The Voodoo Queens have just released a CD containing both of their first two singles, ‘Supermodel-Superficial’ and the ode to Keanu Reeves, ‘Kenuwee Head’. Any meekly-delivered questions regarding the existence of maybe a teensy-weensy double standard (is Keanu or is he not the male Christy Turlington, only thicker?) are yawned at, witheringly, by Anjali: “I’m sorry, but you haven’t seen the obvious humour in that song,” (I have, by the way, I was just asking, it’s my job!… N.C.) “There have been a few men who have said ‘I don’t like that song ’cos you haven’t written it about me’ and they can’t handle it! They can’t handle the fact that the guy turns me on and, yeah, he’s a completely horny guy!

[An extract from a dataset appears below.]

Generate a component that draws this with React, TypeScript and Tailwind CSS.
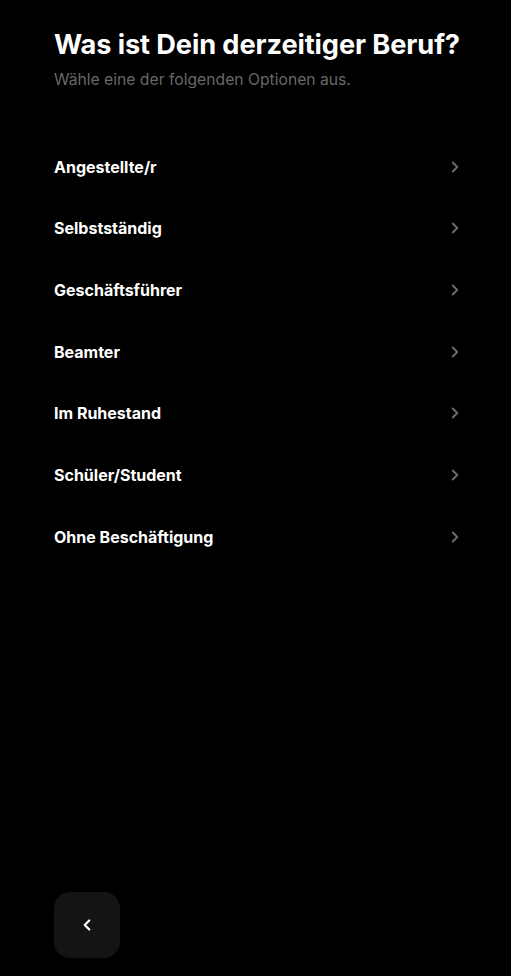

But most guys do see the humour in it and they’re at the front going ‘Keanu, Keanu!’ It’s really funny!”
And there is a slight table-turning element to ‘Kenuwee Head’ which should convince even those who take ditties about bimbos (or is it bimboes?) too seriously that the Voodoo Queens have every right to drool in public.
“For centuries, women have always been a pin-up. When have we ever had a page three guy? Yeah, we have page seven guys, but that’s not very old, and they’re not even completely naked!” Truly, the injustice to end all injustices. Rupert Murdoch, you have been told; more flesh please, we’re women.
In a music scene dominated by white males, any Asian, all-female band that emerges can be expected to use its position of influence to make a few points. If you could file both ‘Supermodel-Superficial’ and ‘Kenuwee Head’ neatly away in the file marked “Female Empowerment Anthems,” then, the question must be asked: You’re 80% Asian, explicit racism is on the up, are the anti-Nazi anthems on the way?
“The point is that I am Asian, I was brought up with racism, and it’s not me suddenly deciding hey, let’s be really political, because I’ve been taunted at school, I’ve been physically abused by racist people, and it’s something that’s really important to me,” says Anjali. “Racism has been ingrained in society anyway, but it’s just getting worse now, and there are scapegoats like Asian people in Tower Hamlets. That is a really dangerous thing and people need to be made aware of it in whatever form; music, media, everywhere.
“I write about things that I get affected by, like the supermodel thing, and I’m writing a song about being the subject of racist taunts at the moment. I want to write about something because it affects me, not because everyone else is writing about it.
“We didn’t start out, I think, making statements that were that political,” continues Ella, “because, for example, we’re friends with Blaggers ITA, and they make such an issue of their politics all the time I think they cut people off, and they preach to the converted. Whereas if a band is covering a lot of topics and making good music, and then they make a statement about it, then they’re going to reach more people, people that wouldn’t listen to a purely political band.”
Recent threats (i.e. after this interview) by Nazis to the owner of a venue which the band were supposed to play, threatening his niece if the gig went ahead, are indicative of the harm that the likes of Voodoo Queens and Apache Indian and Fun-Da-Mental are doing to the racist movement in Britain. If music can aid the demise of sexism and racism, play on. They deserve your support, so to paraphrase Anjali, on Keanu, make them more than a picture on your fridge door.